Medea enters again, telling the Chorus that she watches the horizon, waiting for the messenger to bring the news of her revenge. The Messenger enters: the poison has worked. He is shocked by Medea's calmness, and her unwillingness to flee. She entreats him to tell the story of the girl's death, for Medea's pleasure. The Messenger recounts that the girl was not pleased to see the children, but she was won over by the beauty of the gifts. She tried them on soon after Jason left; she was overjoyed by her own appearance, but she soon began to convulse; a nurse, thinking the convulsions a result of diving ecstasy, cried out praises to God. But it soon became clear that the girl was dying. The death was terrible: the diadem seared her with flame, blood and fire oozing from the girls school, and the poison of the dress ripped the girls flesh from her bones. Creon came and clasped the dead body to him, weeping. He cried out pitifully, hyperbolically wishing, as grievers do, that he had died with her. When the old king tried to get up, he found his flesh was stuck to the dress. The poison worked a second time, and he died as his daughter did.
The Chorus observes that this day has given Jason much grief, but he has deserved it. They speak of their pity for the girl. Medea speaks now of the final part of her plan. She must steel herself and murder her children. With a shriek, she charges into the house.
Analysis:
Although Euripides makes Medea an eloquent spokesperson for the evils that befall women, he refuses to give us a simple story of revenge justly taken. Medea is incredibly self-absorbed. Even as she grieves for her children, she seems more moved by what she is depriving herself: she speaks tearfully of how she hoped that her children would one day tenderly wash her body for burial. There is a strong contrast between Medea's false plan, proposed to Jason, and her real plan. In the false plan, we see the ultimate act of selflessness: a mother separating herself from her children for their own good. Despite her sorrow, she would have the children brought up in Corinth because of the greater future it offers them. In the true plan, we have the opposite end of the spectrum. Medea will not only slaughter her children, but she seems to be thinking more about her own grief than the actual deaths. She is moved to tears by sentimental thoughts of being cared for in old age. She thinks selfishly of how she will miss them; the horror of their being dead seems secondary.
Euripides also adds another complicating element to Medea's revenge. Many scholars now believe that Medea's murder of her children was Euripides' original addition to the myth; in older versions, the children were murdered by Medea's enemies in revenge for the death of Creon and his daughter. The shocking addition of having a mother slaughter her own children makes a dark story even darker, and it effectively robs Medea of the moral high ground. Rage and reason are played against each other as Medea's resolve wavers. But she decides to go through with her plan, in part because of her incredible pride. Again and again, she speaks of her children's uncertain future. Their blood is not wholly Greek, and she fears that they will be mocked. Also, the allies of Corinth will seek terrible revenge against the children. As always, Medea cannot stand the thought of being victimized: "This shall never be, that I should suffer my children / To be the prey of my enemies insolence" (ll. 1060-1). She later says that unless she hurries and does the act herself, she will "suffer my children / To be slain by another hand less kindly to them. Force every way will have it they must die. . ." (ll. 1238-40). Medea cannot bear the thought of her enemies destroying her children. Paradoxically, she decides to prevent this grief by killing them herself.

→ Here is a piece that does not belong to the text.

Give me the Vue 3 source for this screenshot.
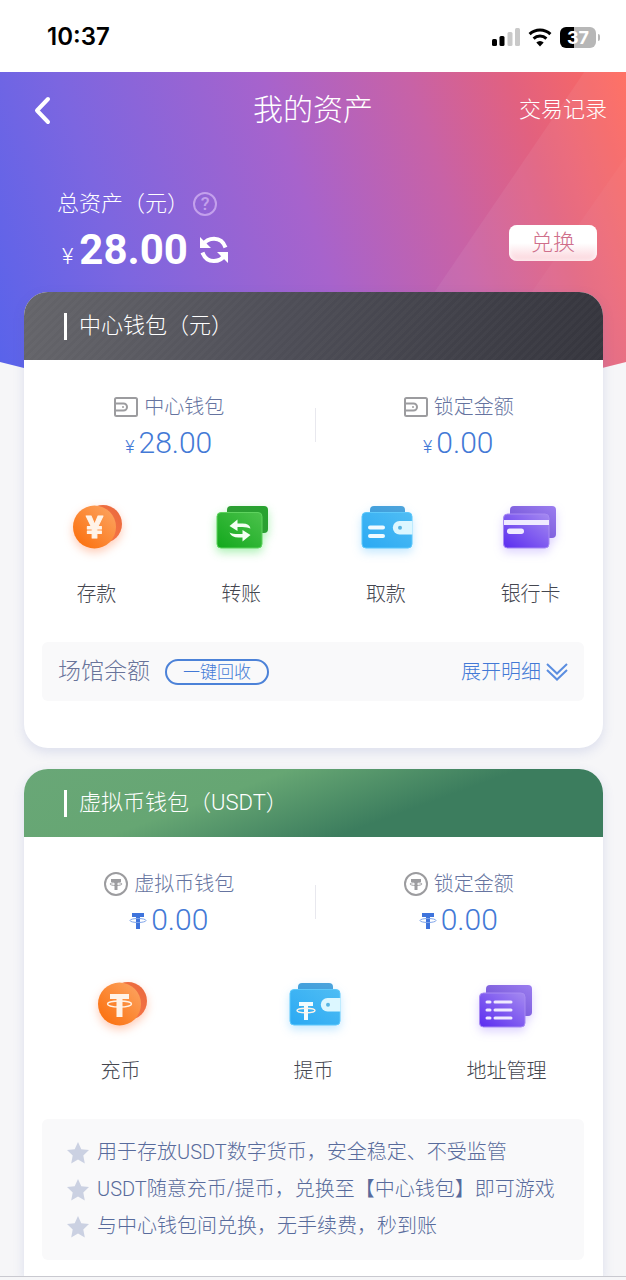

The power and pleasure of revenge are a central theme here. Medea remains one of the most popular of all ancient Greek plays. Although Medea is clearly a monster, she continues to fascinate us. In part, it is because she ruthlessly carries out what most of us are too controlled to do. She is deprived of institutional power, humiliated by her enemies, wronged in love. But she has the means to destroy all who have hurt her. Eleanor Wilner writes, "How many have dreamed of that satisfaction? Or better, how many have not?" (10). One of Medea's greatest frustrations is that she has been beaten by fools. Her husband is hollow. The woman for whom he has left Medea is a vain and silly girl; appropriately, Medea destroys her through her own vanity. With sinister irony, the dress and diadem kill the girl while hideously disfiguring her once-lovely face and body.
Euripides often targets piety in his plays. When an old nurse sees the princess's convulsions, the foolish old woman mistakes the condition as divine possession. She thinks she is witnessing a miracle, but she is proven wrong a moment later, when the princess begins to die. And Creon, weeping over his daughter's body, cries out in overdone fashion that he wishes to die with his daughter. Thanks to the poison of the dress, his rhetorical wish is fulfilled. The play mocks stock sentiments and piety. Speakers of conventional pieties are made to look like fools.